Y, así, cuando los días empiezan a apagarse antes, las pizarras de las escuelas reciben con entusiasmo el regreso de sus alumnos, que aun recuerdan con nostalgia esa playa o ese pueblo de sus abuelos donde disfrutaron, un año más, de un tiempo deseado y compartido con esos amigos que también cumplieron un año más. Y, seremos, también nosotros, quienes evoquemos, en algún momento, la nostalgia de aquellos años, de aquellos días de colegio, cuando la vida solo estaba hecha de curiosidades, de sueños y deseos, y a la que los años van sumando el pasado. Y, es entonces cuando, una vez más, la ciudad retoma el pulso.
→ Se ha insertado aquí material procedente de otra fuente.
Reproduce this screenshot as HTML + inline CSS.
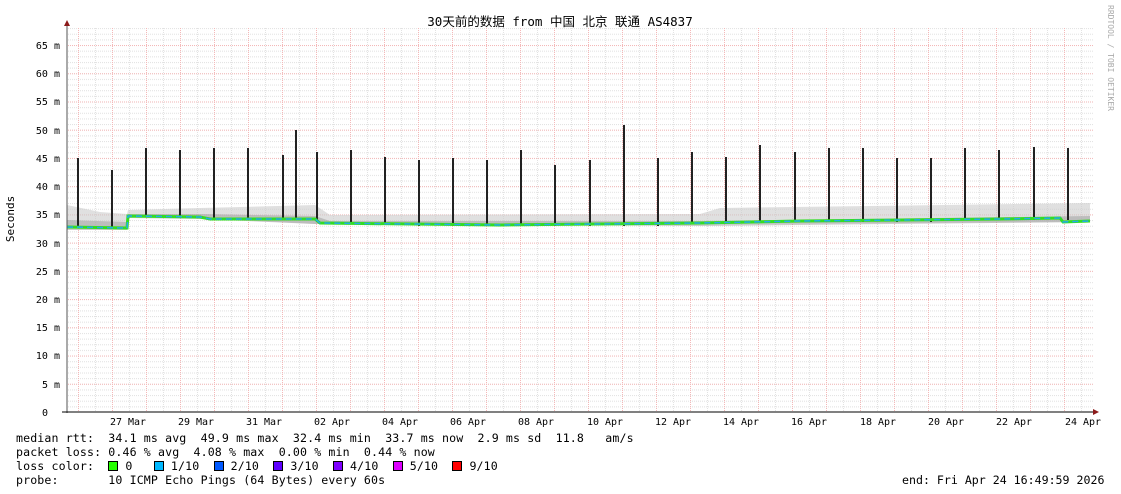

Las plazas de los barrios y los parques infantiles de la ciudad en una tarde de otoño resultan un espectáculo recuperado. Cuatro casetas de colorines con puentes de madera, despiertan de nuevo la fantasía de los más pequeños que se encaraman en un laberinto de cuerdas. El padre empuja, una y otra vez, el columpio de sus hijos. La pareja de ancianos sentados contemplan las carreras de los niños de la plaza recordando tiempos pasados. Dos niños acarician a los dos perros tendidos en el suelo. Un anciano con un cojín debajo del brazo busca un banco con un vecino con quien hablar. La plaza muestra su satisfacción por volver al reencuentro con sus gentes.
El final del verano nos crea una vez más, una sensación extraña. Al cumplir años somos conscientes de que la vida es un proceso de cambio que no podemos controlar. Con el fin del verano, de las vacaciones, es el momento de las despedidas y de los buenos deseos. Los últimos días transcurren siempre con más rapidez. Lo que cuenta no son las horas que marcan los relojes, y si, la ansiedad de lo que vivimos. Es una tontería hacer planes pensando en el futuro cuando lo único que tenemos es el presente, ese momento que se nos va de las manos. Pronto serán un recuerdo las vacaciones. Solo nos queda esperar el paso del otoño e invierno. Pronto llegara el verano.